Veias abertas da mineração
O Massacre de Eldorado de Carajás foi o terceiro em um intervalo de 30 anos no estado paraense, como lembra um dos coordenadores do Movimento dos Atingidos pela Mineração (MAM), Marcio Zonta. Na década de 1970, integrantes da Guerrilha do Araguaia – que tinha como objetivo derrubar a ditadura civil-militar – foram mortos pelo Exército e muitos ainda estão desaparecidos. Em 1987, o Massacre da Ponte São Bonifácio deixou centenas de garimpeiros mortos, que protestavam contra o fechamento de Serra Pelada. Esses casos têm em comum o aparelho repressivo do Estado, por meio da polícia e do Exército.
Para Zonta, os sucessivos ataques tinham o objetivo de aniquilar polos de resistência na região, uma vez que os interesses econômicos de grandes empresas estavam ameaçados. “O MST surge no Pará em um contexto dominado pelo latifúndio. Naquele período, existia um polo siderúrgico em Marabá. Os caminhões da Vale saíam da Serra de Carajás e levavam minério de ferro para serem beneficiados na cidade –, conforme a estrada ia sendo trancada pelos sem-terra, o processo de circulação de capital era interrompido”, explica.
Surgido em 2010, o MAM é um movimento popular que se estrutura na região e em outros estados do país para organizar trabalhadores frente os impactos provocados pela mineração. Zonta reforça o papel da mineradora Vale no subdesenvolvimento de algumas cidades do Pará. “A entrada da Vale no sul e sudeste do Pará acentuou o subdesenvolvimento. Ela ativa um saque mineral só visto em épocas coloniais, mas com advento tecnológico extremamente sofisticado. No começo do projeto Grande Carajás, tirava-se dez milhões de toneladas métricas de ferro por ano. Hoje, chega-se à marca de 230 milhões”, destaca.

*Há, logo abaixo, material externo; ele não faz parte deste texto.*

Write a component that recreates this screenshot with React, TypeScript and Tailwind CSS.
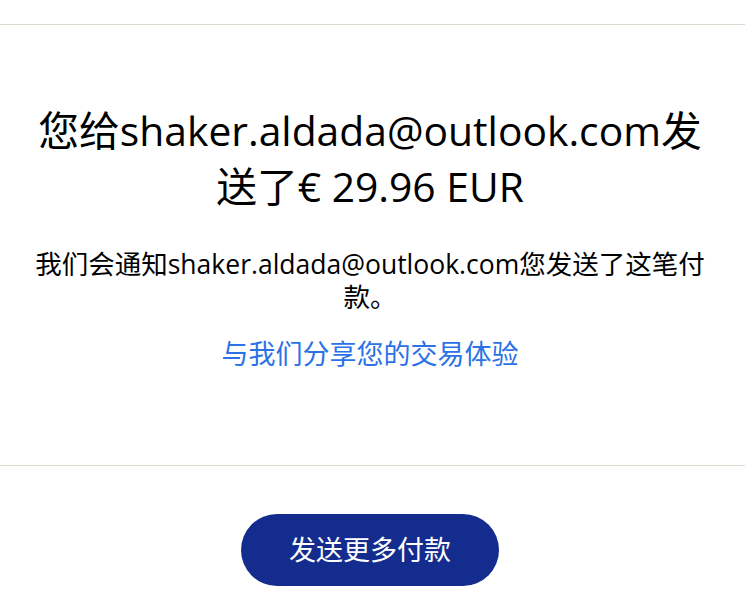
import React from "react";

const RECIPIENT = "shaker.aldada@outlook.com";

export default function App() {
  return (
    <div
      className="min-h-screen bg-white text-[#000000]"
      style={{ fontFamily: '"Open Sans", "Noto Sans CJK SC", sans-serif' }}
    >
      {/* Top divider */}
      <div className="pt-6">
        <div className="h-px bg-[#dcdacf]" />
      </div>

      {/* Confirmation */}
      <section className="pl-8 pr-[37px] pt-[77px] pb-[94px] text-center">
        <h1 className="text-[40.8px] leading-[56px] font-normal">
          您给{RECIPIENT}发送了€ 29.96 EUR
        </h1>
        <p className="mt-[34px] text-[26.5px] leading-[33px]">
          我们会通知{RECIPIENT}您发送了这笔付款。
        </p>
        <a href="#" className="mt-[23px] block text-[27px] leading-[34px] text-[#2b72e6]">
          与我们分享您的交易体验
        </a>
      </section>

      <div className="h-px bg-[#dcdacf]" />

      {/* Action */}
      <div className="flex justify-center pt-12 pr-[5px]">
        <button className="h-[72px] w-[258px] rounded-full bg-[#142c8e] text-[27px] text-white">
          发送更多付款
        </button>
      </div>
    </div>
  );
}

A companhia Vale informou, por meio de nota, que em 2015, a produção de minério de ferro em Carajás foi de 129,6 milhões de toneladas. A mineradora reconhece que as operações transformam o entorno da região. Diz, no entanto, que busca conciliar as atividades com “a promoção de prosperidade, gerando empregos, renda, acesso a educação, apoiando o desenvolvimento de novos negócios locais a partir de vocações produtivas e de serviços da região”. Para a mineradora, “recursos naturais sem serem transformados não geram valor” e que busca práticas sustentáveis na extração dos minérios. Informa, por fim, que a Floresta Nacional de Carajás, em Parauapebas (PA), é um exemplo nesse sentido, pois a Vale ocupa uma área de menos de 3% da reserva.
Nova face do latifúndio
“Eu entrei [no MST] porque eu nunca tinha tido uma terra. Eu só vivia trabalhando na terra dos outros”, diz Maria Raimunda Agapito Moreira, 62 anos, sobrevivente do Massacre de Eldorado dos Carajás. Ela é o retrato da reconfiguração fundiária que ocorreu no Pará após década de 1990. Nesse período, foi retomado na região um processo de articulação massiva pela reforma agrária.

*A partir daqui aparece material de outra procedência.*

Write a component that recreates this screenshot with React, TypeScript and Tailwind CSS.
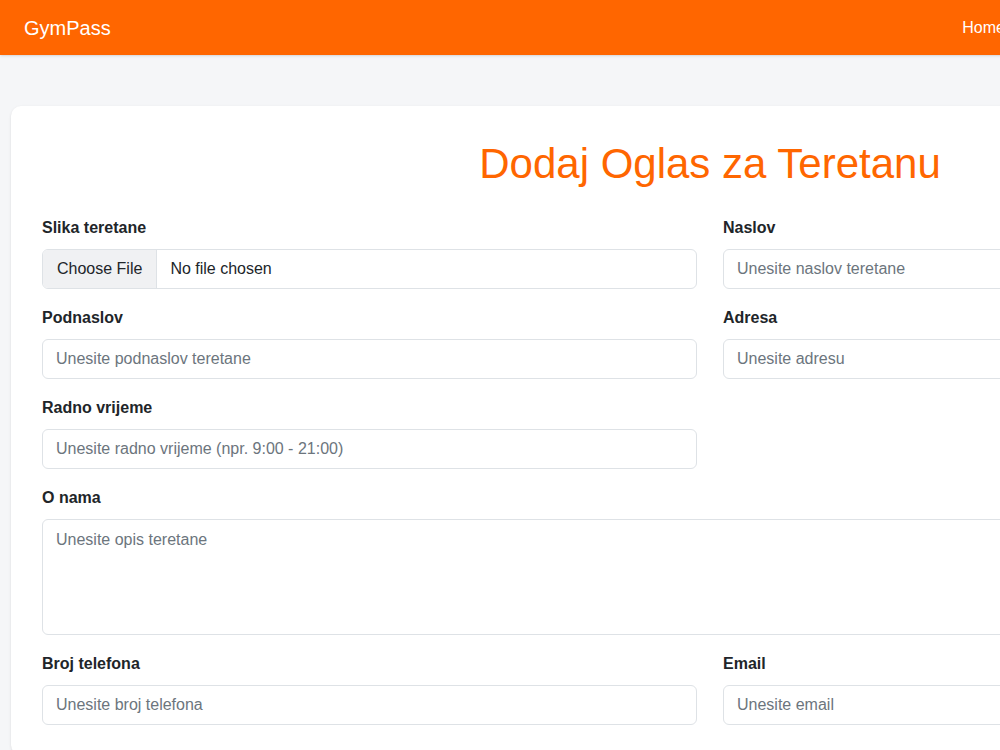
import React from 'react';

const inputCls =
  'w-full h-[40px] px-[13px] rounded-[6px] border border-[#dee2e6] bg-white text-[16px] text-[#212529] placeholder-[#6c757d] outline-none';

const Field = ({ label, placeholder }: { label: string; placeholder: string }) => (
  <div>
    <label className="block font-bold text-[16px] text-[#212529] mb-[10px] leading-[22px]">{label}</label>
    <input placeholder={placeholder} className={inputCls} />
  </div>
);

export default function App() {
  return (
    <div className="min-h-[750px] bg-[#f5f6f8] w-[1420px]" style={{ fontFamily: '"Liberation Sans", Arial, sans-serif' }}>
      <nav className="h-[55px] bg-[#ff6600] flex items-center justify-between px-[24px] shadow">
        <span className="text-white text-[20px]">GymPass</span>
        <span className="text-white text-[16px] mr-[391px]">Home</span>
      </nav>
      <div className="pt-[51px] pl-[11px]">
        <div className="w-[1398px] bg-white rounded-[10px] shadow-sm px-[31px] pt-[33px] pb-[30px]">
          <h1 className="text-center text-[#ff6600] text-[42px] leading-[50px] mb-[28px]">Dodaj Oglas za Teretanu</h1>
          <div className="grid grid-cols-2 gap-x-[26px] gap-y-[18px]">
            <div>
              <label className="block font-bold text-[16px] text-[#212529] mb-[10px] leading-[22px]">Slika teretane</label>
              <div className="flex h-[40px] rounded-[6px] border border-[#dee2e6] overflow-hidden text-[16px] text-[#212529]">
                <span className="bg-[#f0f1f3] border-r border-[#dee2e6] px-[14px] flex items-center">Choose File</span>
                <span className="px-[13px] flex items-center">No file chosen</span>
              </div>
            </div>
            <Field label="Naslov" placeholder="Unesite naslov teretane" />
            <Field label="Podnaslov" placeholder="Unesite podnaslov teretane" />
            <Field label="Adresa" placeholder="Unesite adresu" />
            <Field label="Radno vrijeme" placeholder="Unesite radno vrijeme (npr. 9:00 - 21:00)" />
            <div />
            <div className="col-span-2">
              <label className="block font-bold text-[16px] text-[#212529] mb-[10px] leading-[22px]">O nama</label>
              <textarea
                placeholder="Unesite opis teretane"
                className="w-full h-[116px] px-[13px] py-[8px] rounded-[6px] border border-[#dee2e6] text-[16px] placeholder-[#6c757d] outline-none resize-none block"
              />
            </div>
            <Field label="Broj telefona" placeholder="Unesite broj telefona" />
            <Field label="Email" placeholder="Unesite email" />
          </div>
        </div>
      </div>
    </div>
  );
}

Segundo Haroldo Souza, professor da Universidade Federal do Sul e Sudeste do Pará (Unifesspa), a visibilidade nacional e internacional do massacre, atrelada ao esgotamento do modelo fundiário, contribuiu para que esse novo período se abrisse. “A partir de 1994, o MST entra em um período de reascenso, realizando grandes ocupações de terra e se organizando regionalmente com outros movimentos. É importante ressaltar que o modelo de concentração fundiária, o uso excessivo de recursos naturais e a escravização da mão de obra, foram elementos fundamentais para o fortalecimento das mobilizações por parte dos trabalhadores e para o esgotamento de horizonte das políticas neoliberais”, explica.

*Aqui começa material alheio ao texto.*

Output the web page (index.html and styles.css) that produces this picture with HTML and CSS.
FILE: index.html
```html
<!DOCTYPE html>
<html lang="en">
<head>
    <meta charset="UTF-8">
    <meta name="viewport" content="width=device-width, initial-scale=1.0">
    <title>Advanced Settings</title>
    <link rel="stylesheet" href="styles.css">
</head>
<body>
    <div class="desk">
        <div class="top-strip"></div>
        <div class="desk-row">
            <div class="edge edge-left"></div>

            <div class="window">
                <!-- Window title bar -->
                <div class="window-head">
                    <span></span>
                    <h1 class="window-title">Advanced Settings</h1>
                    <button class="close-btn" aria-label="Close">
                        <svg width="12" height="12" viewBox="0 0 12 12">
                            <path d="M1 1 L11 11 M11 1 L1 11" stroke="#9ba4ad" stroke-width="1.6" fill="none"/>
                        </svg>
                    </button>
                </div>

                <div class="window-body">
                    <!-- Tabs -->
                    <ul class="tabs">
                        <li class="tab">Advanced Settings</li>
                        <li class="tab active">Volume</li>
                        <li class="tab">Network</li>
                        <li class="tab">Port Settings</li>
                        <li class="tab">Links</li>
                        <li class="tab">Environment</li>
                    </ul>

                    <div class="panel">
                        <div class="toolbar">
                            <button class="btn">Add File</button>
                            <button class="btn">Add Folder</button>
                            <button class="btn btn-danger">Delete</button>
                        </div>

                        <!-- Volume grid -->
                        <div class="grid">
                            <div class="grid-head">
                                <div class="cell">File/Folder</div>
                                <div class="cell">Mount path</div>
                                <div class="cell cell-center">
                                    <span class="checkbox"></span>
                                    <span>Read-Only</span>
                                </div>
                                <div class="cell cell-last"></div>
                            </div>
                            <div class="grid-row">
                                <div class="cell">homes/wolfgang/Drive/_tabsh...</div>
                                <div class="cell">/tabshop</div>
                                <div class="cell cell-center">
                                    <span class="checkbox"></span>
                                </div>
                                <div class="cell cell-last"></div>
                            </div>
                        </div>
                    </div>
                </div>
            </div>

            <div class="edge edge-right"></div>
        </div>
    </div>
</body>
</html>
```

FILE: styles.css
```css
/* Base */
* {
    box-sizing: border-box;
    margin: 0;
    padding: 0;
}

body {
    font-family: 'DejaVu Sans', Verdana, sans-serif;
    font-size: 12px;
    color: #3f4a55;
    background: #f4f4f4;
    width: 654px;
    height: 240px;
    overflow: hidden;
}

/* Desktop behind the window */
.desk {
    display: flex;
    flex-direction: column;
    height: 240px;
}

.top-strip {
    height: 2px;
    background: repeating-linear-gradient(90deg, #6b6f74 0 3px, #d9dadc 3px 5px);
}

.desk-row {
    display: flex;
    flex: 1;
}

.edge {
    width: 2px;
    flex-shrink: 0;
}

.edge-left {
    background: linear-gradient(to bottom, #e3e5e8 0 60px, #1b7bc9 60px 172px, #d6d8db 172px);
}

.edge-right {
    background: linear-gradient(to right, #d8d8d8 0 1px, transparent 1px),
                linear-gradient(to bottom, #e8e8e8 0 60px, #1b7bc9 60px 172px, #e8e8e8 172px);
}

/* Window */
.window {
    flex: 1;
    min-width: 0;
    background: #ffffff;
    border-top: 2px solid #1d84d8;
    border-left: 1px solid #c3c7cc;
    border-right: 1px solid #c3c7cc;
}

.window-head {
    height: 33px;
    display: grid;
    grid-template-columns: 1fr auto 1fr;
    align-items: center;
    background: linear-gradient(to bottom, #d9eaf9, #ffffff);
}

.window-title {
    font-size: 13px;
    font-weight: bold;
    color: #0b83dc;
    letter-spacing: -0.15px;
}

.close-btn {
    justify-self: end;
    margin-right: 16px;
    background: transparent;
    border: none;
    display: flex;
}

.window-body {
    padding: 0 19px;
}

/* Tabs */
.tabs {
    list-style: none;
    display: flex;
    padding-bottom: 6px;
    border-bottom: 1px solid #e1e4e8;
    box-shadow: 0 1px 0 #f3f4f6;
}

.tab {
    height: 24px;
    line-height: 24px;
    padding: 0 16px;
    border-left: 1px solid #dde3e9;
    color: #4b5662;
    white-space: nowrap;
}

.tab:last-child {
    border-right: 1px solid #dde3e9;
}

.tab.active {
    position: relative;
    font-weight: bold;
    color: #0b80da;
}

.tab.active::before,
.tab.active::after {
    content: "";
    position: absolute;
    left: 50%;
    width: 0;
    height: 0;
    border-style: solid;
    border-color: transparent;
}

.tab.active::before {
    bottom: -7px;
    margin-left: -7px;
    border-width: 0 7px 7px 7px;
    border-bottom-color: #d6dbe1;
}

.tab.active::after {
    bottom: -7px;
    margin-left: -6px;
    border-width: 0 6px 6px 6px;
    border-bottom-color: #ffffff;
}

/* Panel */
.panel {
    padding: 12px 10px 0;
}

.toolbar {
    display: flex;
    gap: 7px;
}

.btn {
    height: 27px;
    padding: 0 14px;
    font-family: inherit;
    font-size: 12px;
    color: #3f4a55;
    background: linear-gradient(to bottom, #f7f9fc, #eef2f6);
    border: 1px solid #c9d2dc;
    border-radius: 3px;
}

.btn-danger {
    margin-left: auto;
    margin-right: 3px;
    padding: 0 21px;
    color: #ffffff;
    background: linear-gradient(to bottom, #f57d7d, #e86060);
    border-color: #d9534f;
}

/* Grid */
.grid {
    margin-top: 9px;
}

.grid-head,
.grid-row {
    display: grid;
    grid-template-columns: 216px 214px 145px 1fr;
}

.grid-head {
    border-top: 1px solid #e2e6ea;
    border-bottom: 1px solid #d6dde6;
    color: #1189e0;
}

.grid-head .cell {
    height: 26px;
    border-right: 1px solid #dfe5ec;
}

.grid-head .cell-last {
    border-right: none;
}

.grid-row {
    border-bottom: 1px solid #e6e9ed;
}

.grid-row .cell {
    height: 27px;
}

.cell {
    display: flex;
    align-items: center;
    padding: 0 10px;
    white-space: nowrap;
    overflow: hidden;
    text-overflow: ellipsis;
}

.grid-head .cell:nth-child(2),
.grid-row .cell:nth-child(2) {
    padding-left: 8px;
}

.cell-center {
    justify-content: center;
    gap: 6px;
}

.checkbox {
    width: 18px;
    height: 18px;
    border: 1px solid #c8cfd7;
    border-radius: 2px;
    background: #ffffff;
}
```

Neste cenário, o capital rentista, mesmo com um ambiente aparentemente desfavorável, reconfigurou o processo na região implantando um novo sistema latifundiário, explica Haroldo. “A crise desse modelo neoliberal do final dos anos 1990, de certa forma, foi também uma espécie de crise de um capital produtivo, expropriatório, que não buscava nenhum tipo de transformação na organização da produção e na produção em si. Ele é oriundo de uma oligarquia local que se perpetua desde 1920 e que foi se reestruturando e se recriando a partir da aliança com o Estado ou com o capital”.
O professor conclui que o capital financeiro atrelado ao latifúndio e ao seu antigo modelo origina o atual modelo de agronegócio. “É o controle de grandes faixas de terras nas mãos de grandes corporações”, finaliza.